2 Dante has been making strong appeals to our senses with images of sight and sound. Sunset, stars, glittering souls, celestial music and hymns, a murmuring stream, and the sounds of a lute and a flute. In anticipation of what the Eagle will say when it speaks, the last images appeal to our hearing as we watch the great bird prepare to speak – Dante waiting with great anticipation. And note the Poet here in his role as scribe: though he could not remember the words of the hymns sung by the glittering souls, the words spoken by the Eagle will be written in his heart.

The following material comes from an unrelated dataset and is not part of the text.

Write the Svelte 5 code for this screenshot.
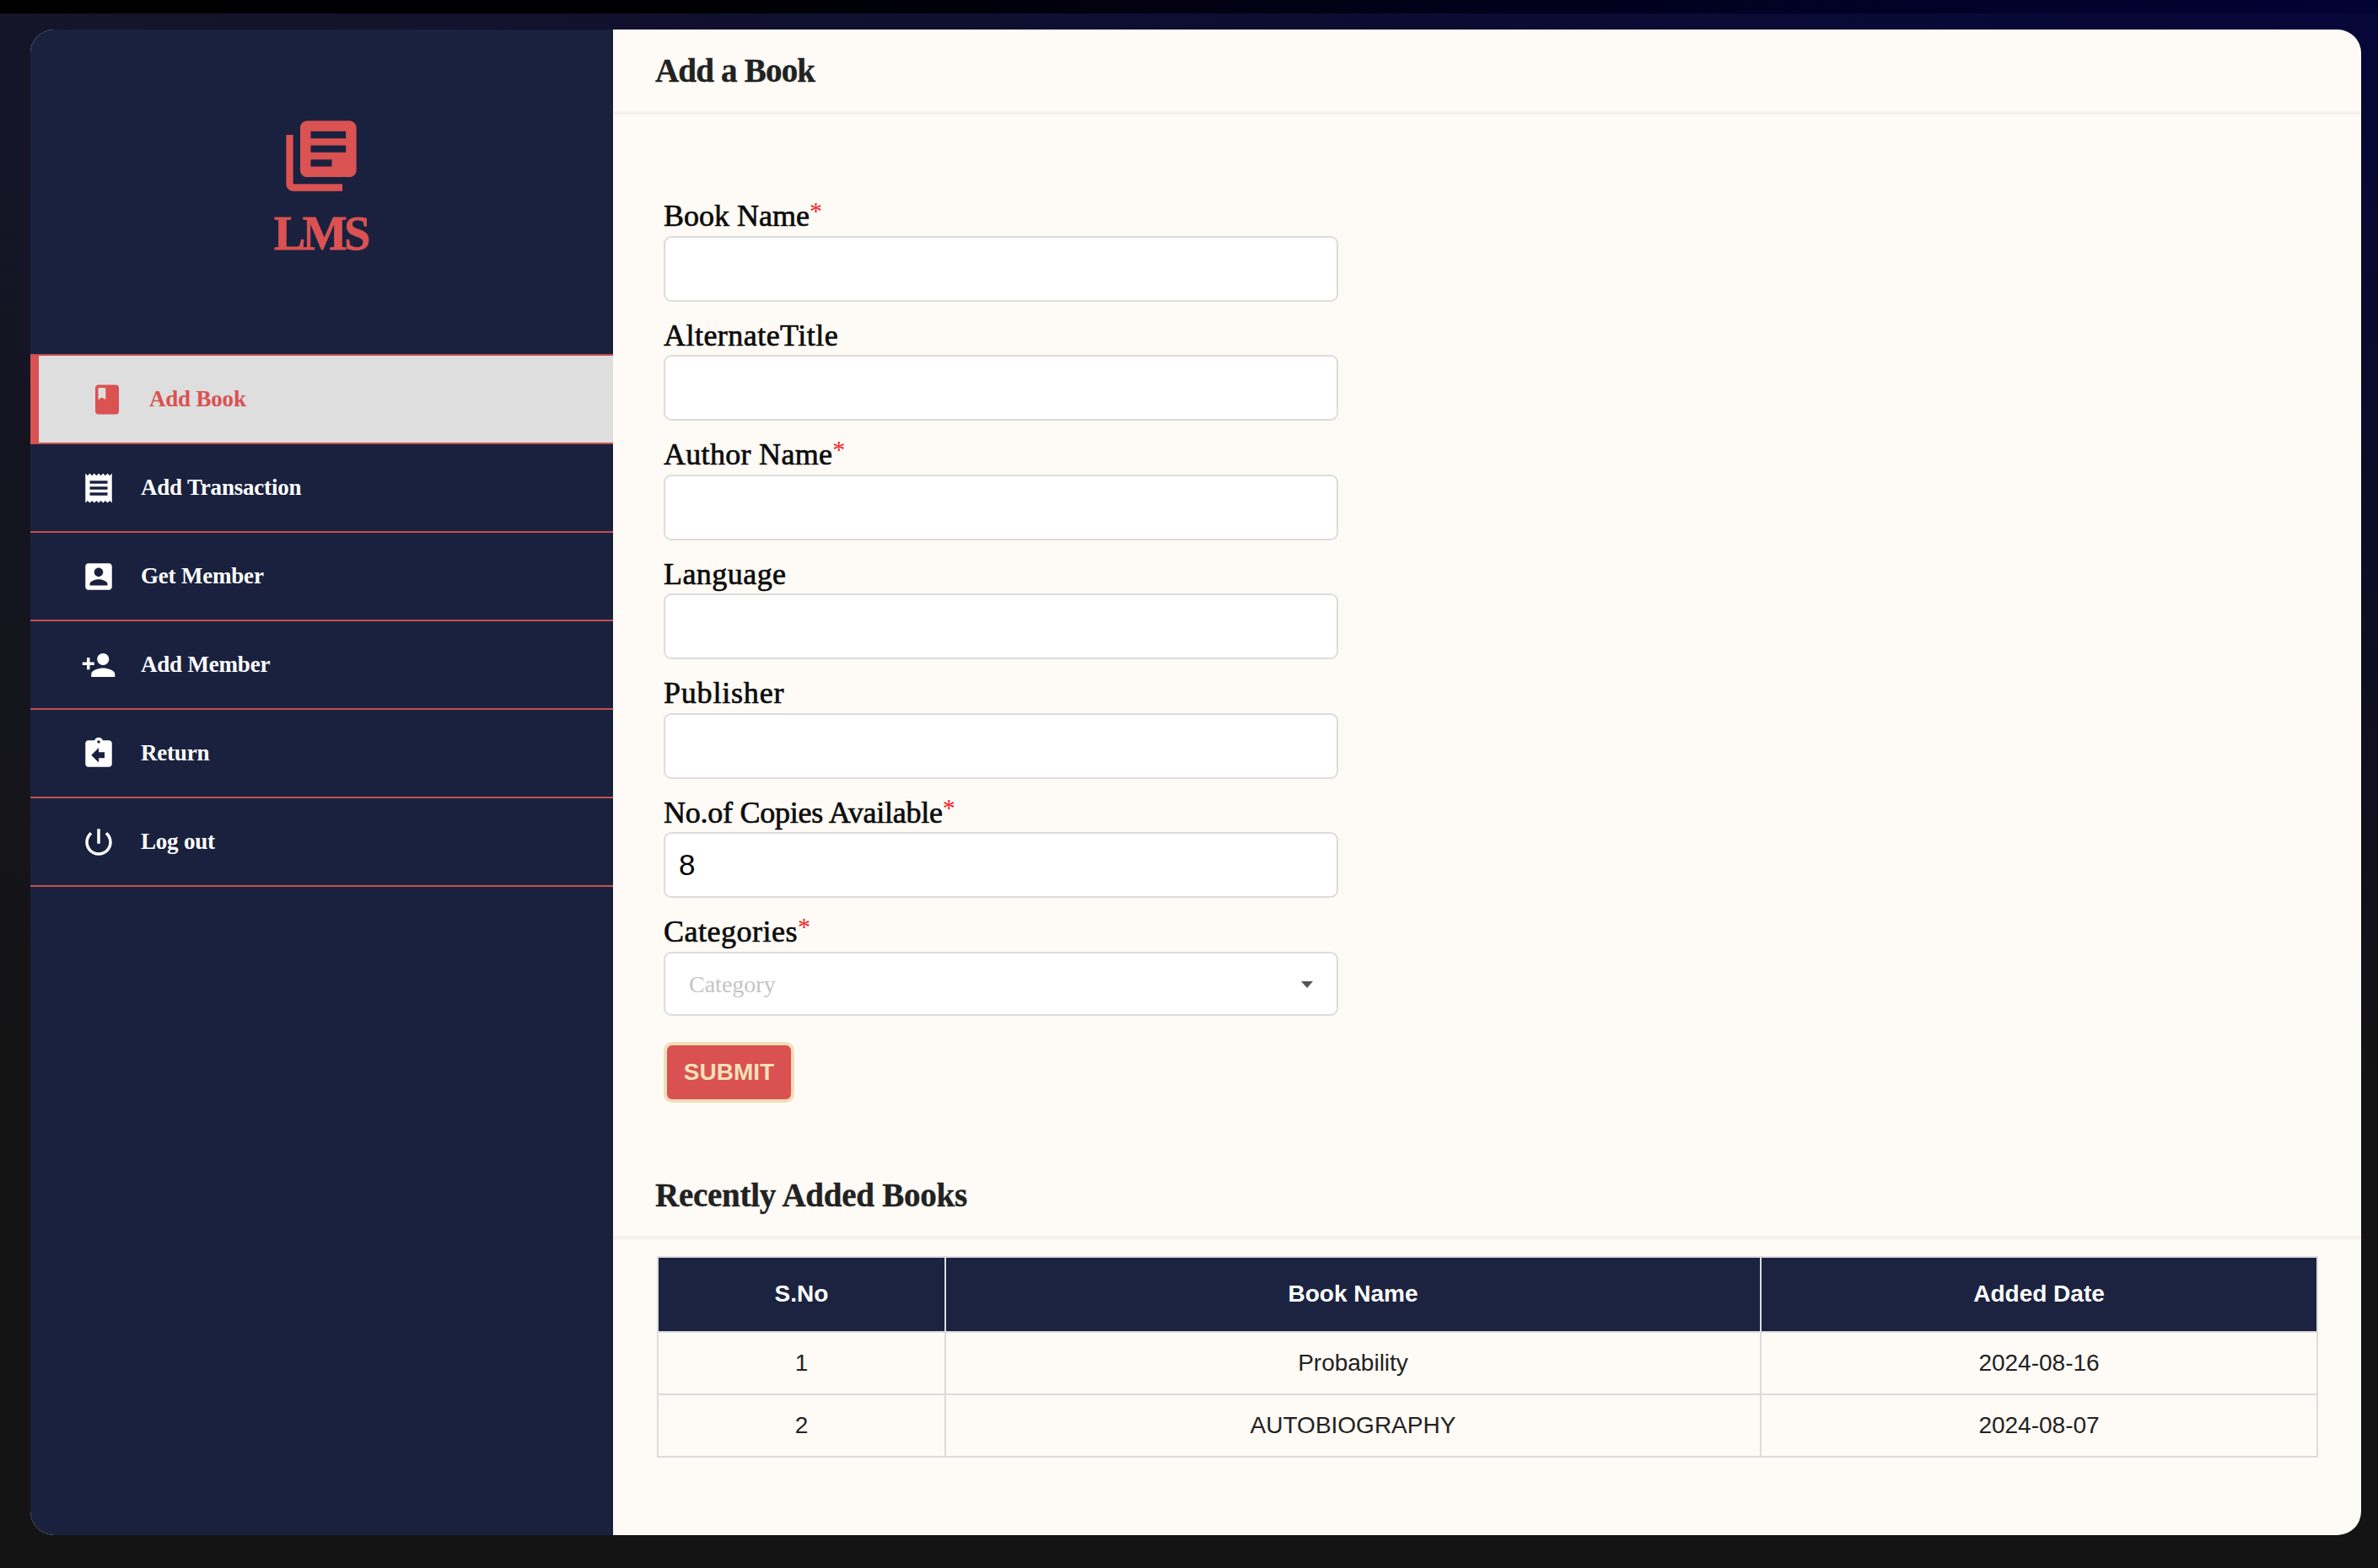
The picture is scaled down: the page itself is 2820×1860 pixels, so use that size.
<script>
  const navItems = [
    { label: 'Add Book', active: true, d: 'M18 2H6c-1.1 0-2 .9-2 2v16c0 1.1.9 2 2 2h12c1.1 0 2-.9 2-2V4c0-1.1-.9-2-2-2zM6 4h5v8l-2.5-1.5L6 12V4z' },
    { label: 'Add Transaction', d: 'M18 17H6v-2h12v2zm0-4H6v-2h12v2zm0-4H6V7h12v2zM3 22l1.5-1.5L6 22l1.5-1.5L9 22l1.5-1.5L12 22l1.5-1.5L15 22l1.5-1.5L18 22l1.5-1.5L21 22V2l-1.5 1.5L18 2l-1.5 1.5L15 2l-1.5 1.5L12 2l-1.5 1.5L9 2 7.5 3.5 6 2 4.5 3.5 3 2v20z' },
    { label: 'Get Member', d: 'M3 5v14c0 1.1.89 2 2 2h14c1.1 0 2-.9 2-2V5c0-1.1-.9-2-2-2H5c-1.11 0-2 .9-2 2zm12 4c0 1.66-1.34 3-3 3s-3-1.34-3-3 1.34-3 3-3 3 1.34 3 3zm-9 8c0-2 4-3.1 6-3.1s6 1.1 6 3.1v1H6v-1z' },
    { label: 'Add Member', d: 'M15 12c2.21 0 4-1.79 4-4s-1.79-4-4-4-4 1.79-4 4 1.79 4 4 4zm-9-2V7H4v3H1v2h3v3h2v-3h3v-2H6zm9 4c-2.67 0-8 1.34-8 4v2h16v-2c0-2.66-5.33-4-8-4z' },
    { label: 'Return', d: 'M19 3h-4.18C14.4 1.84 13.3 1 12 1c-1.3 0-2.4.84-2.82 2H5c-1.1 0-2 .9-2 2v14c0 1.1.9 2 2 2h14c1.1 0 2-.9 2-2V5c0-1.1-.9-2-2-2zm-7 0c.55 0 1 .45 1 1s-.45 1-1 1-1-.45-1-1 .45-1 1-1zm4 12h-4v3l-5-5 5-5v3h4v4z' },
    { label: 'Log out', d: 'M13 3h-2v10h2V3zm4.83 2.17l-1.42 1.42C17.99 7.86 19 9.81 19 12c0 3.87-3.13 7-7 7s-7-3.13-7-7c0-2.19 1.01-4.14 2.58-5.42L6.17 5.17C4.23 6.82 3 9.26 3 12c0 4.97 4.03 9 9 9s9-4.03 9-9c0-2.74-1.23-5.18-3.17-6.83z' }
  ];
  const fields = [
    { label: 'Book Name', required: true, value: '' },
    { label: 'AlternateTitle', cls: 'alt', value: '' },
    { label: 'Author Name', required: true, cls: 'author', value: '' },
    { label: 'Language', cls: 'lang', value: '' },
    { label: 'Publisher', cls: 'pub', value: '' },
    { label: 'No.of Copies Available', required: true, cls: 'copies', value: '8' }
  ];
  const books = [
    { no: 1, name: 'Probability', date: '2024-08-16' },
    { no: 2, name: 'AUTOBIOGRAPHY', date: '2024-08-07' }
  ];
</script>

<div class="page">
  <div class="strip"></div>
  <div class="window">
    <aside class="sidebar">
      <div class="brand">
        <svg class="logo" viewBox="0 0 24 24" aria-hidden="true"><path d="M4 6H2v14c0 1.1.9 2 2 2h14v-2H4V6zm16-4H8c-1.1 0-2 .9-2 2v12c0 1.1.9 2 2 2h12c1.1 0 2-.9 2-2V4c0-1.1-.9-2-2-2zm-1 9H9V9h10v2zm-4 4H9v-2h6v2zm4-8H9V5h10v2z" /></svg>
        <div class="brand-name">LMS</div>
      </div>
      <nav class="nav">
        {#each navItems as item}
          <div class="nav-item" class:active={item.active}>
            <svg class="nav-icon" viewBox="0 0 24 24" aria-hidden="true"><path d={item.d} /></svg>
            <span>{item.label}</span>
          </div>
        {/each}
      </nav>
    </aside>
    <main class="content">
      <header class="section-head"><h2>Add a Book</h2></header>
      <form class="form">
        {#each fields as f}
          <div class="field">
            <label class={f.cls}>{f.label}{#if f.required}<span class="req">*</span>{/if}</label>
            <input type="text" value={f.value} />
          </div>
        {/each}
        <div class="field">
          <label class="cat">Categories<span class="req">*</span></label>
          <div class="select"><span>Category</span><i class="caret"></i></div>
        </div>
        <button type="button" class="submit">SUBMIT</button>
      </form>
      <header class="section-head recent"><h2>Recently Added Books</h2></header>
      <div class="table-wrap">
        <table>
          <thead>
            <tr><th class="c1">S.No</th><th class="c2">Book Name</th><th>Added Date</th></tr>
          </thead>
          <tbody>
            {#each books as b}
              <tr><td>{b.no}</td><td>{b.name}</td><td>{b.date}</td></tr>
            {/each}
          </tbody>
        </table>
      </div>
    </main>
  </div>
</div>

<style>
  :global(body) {
    margin: 0;
    background: #141414;
  }
  .page {
    width: 2820px;
    height: 1860px;
    overflow: hidden;
    background:
      linear-gradient(180deg, rgba(20, 20, 20, 0) 0, #141414 1300px),
      linear-gradient(90deg, #15152a 0, #06063a 100%);
  }
  .strip {
    height: 16px;
    background: linear-gradient(90deg, #000 0, #000 25%, #020235 100%);
  }
  .window {
    display: flex;
    margin: 19px 20px 0 36px;
    height: 1786px;
    border-radius: 28px;
    overflow: hidden;
    background: #fefbf6;
  }
  .sidebar {
    flex: 0 0 691px;
    background: #1a213e;
  }
  .brand {
    display: flex;
    flex-direction: column;
    align-items: center;
    height: 385px;
    padding: 100px 2px 0 0;
    box-sizing: border-box;
  }
  .logo {
    width: 100px;
    height: 100px;
    fill: #da5252;
  }
  .brand-name {
    margin: 6px 0 0;
    font: 700 56px/72px "Liberation Serif", serif;
    letter-spacing: -3.4px;
    color: #da5252;
    -webkit-text-stroke: 0.9px #da5252;
  }
  .nav {
    border-top: 2px solid #c4504f;
  }
  .nav-item {
    display: flex;
    align-items: center;
    gap: 29px;
    height: 105px;
    box-sizing: border-box;
    padding-left: 60px;
    border-bottom: 2px solid #c4504f;
    color: #fff;
    font: 700 27px "Liberation Serif", serif;
    letter-spacing: -0.2px;
  }
  .nav-item.active {
    border-left: 10px solid #da5252;
    background: #dedede;
    color: #da5252;
  }
  .nav-icon {
    width: 42px;
    height: 42px;
    flex: none;
    fill: currentColor;
  }
  .content {
    flex: 1;
    min-width: 0;
  }
  .section-head {
    display: flex;
    align-items: center;
    height: 101px;
    box-sizing: border-box;
    padding-left: 50px;
    border-bottom: 4px solid #f4f0ef;
  }
  .section-head h2 {
    margin: 0;
    font: 700 39px "Liberation Serif", serif;
    letter-spacing: -0.8px;
    color: #222;
    -webkit-text-stroke: 0.4px #222;
  }
  .section-head.recent h2 {
    letter-spacing: -0.25px;
  }
  .form {
    width: 800px;
    padding: 80px 0 0 60px;
  }
  .field {
    display: flex;
    flex-direction: column;
  }
  label {
    height: 63.45px;
    box-sizing: border-box;
    padding-top: 17px;
    font: 400 36px/46px "Liberation Serif", serif;
    color: #0c0c0c;
    -webkit-text-stroke: 0.7px #0c0c0c;
  }
  .field:first-child label {
    height: 64px;
  }
  label.alt {
    letter-spacing: 0.46px;
  }
  label.author {
    letter-spacing: 0.3px;
  }
  label.lang {
    letter-spacing: 0.45px;
  }
  label.pub {
    letter-spacing: 0.8px;
  }
  label.copies {
    letter-spacing: -0.25px;
  }
  label.cat {
    letter-spacing: 0.5px;
  }
  .req {
    position: relative;
    top: -8px;
    font-size: 30px;
    color: #f5222d;
    -webkit-text-stroke: 0;
  }
  input {
    display: block;
    width: 100%;
    height: 78px;
    box-sizing: border-box;
    padding: 0 16px;
    border: 2px solid #dcdcdc;
    border-radius: 9px;
    background: #fff;
    font: 400 35px "Liberation Sans", sans-serif;
    color: #000;
    outline: none;
  }
  .select {
    display: flex;
    align-items: center;
    justify-content: space-between;
    height: 76px;
    box-sizing: border-box;
    padding: 2px 28px 0 28px;
    border: 2px solid #dcdcdc;
    border-radius: 9px;
    background: #fff;
    font: 400 28px "Liberation Serif", serif;
    color: #c4c4c4;
  }
  .caret {
    width: 0;
    height: 0;
    border-left: 7px solid transparent;
    border-right: 7px solid transparent;
    border-top: 8px solid #555;
  }
  .submit {
    display: block;
    width: 155px;
    height: 72px;
    margin-top: 31px;
    padding: 0;
    border: 4px solid #f0dfb8;
    border-radius: 10px;
    background: #d95151;
    font: 700 28px "Liberation Sans", sans-serif;
    color: #f4e0b9;
  }
  .recent {
    margin-top: 61px;
  }
  .table-wrap {
    padding: 20px 51px 0 52px;
  }
  table {
    width: 100%;
    table-layout: fixed;
    border-collapse: collapse;
    font: 400 28px "Liberation Sans", sans-serif;
    color: #222;
    text-align: center;
  }
  th, td {
    padding: 0;
    border: 2px solid #dcdcdc;
  }
  th {
    height: 87px;
    background: #1b2340;
    color: #fff;
    font-weight: 700;
  }
  td {
    height: 72px;
  }
  .c1 {
    width: 339px;
  }
  .c2 {
    width: 965px;
  }
</style>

3 To understand precisely what Dante was seeing in this next section of the canto, we have to imagine the Eagle’s head turned in profile as in a heraldic coat of arms. While it speaks directly to Dante, the Eagle asks him to focus specifically on his eye, where he will see the most beautiful of the souls who form it. From ancient times it was believed that the eagle could look directly at the sun without damaging its eye. Symbolically this indicates that the eagle can look directly at the Sun (God) and see into the roots of divine justice which, as we’ve seen, no mortal (including Dante) can comprehend.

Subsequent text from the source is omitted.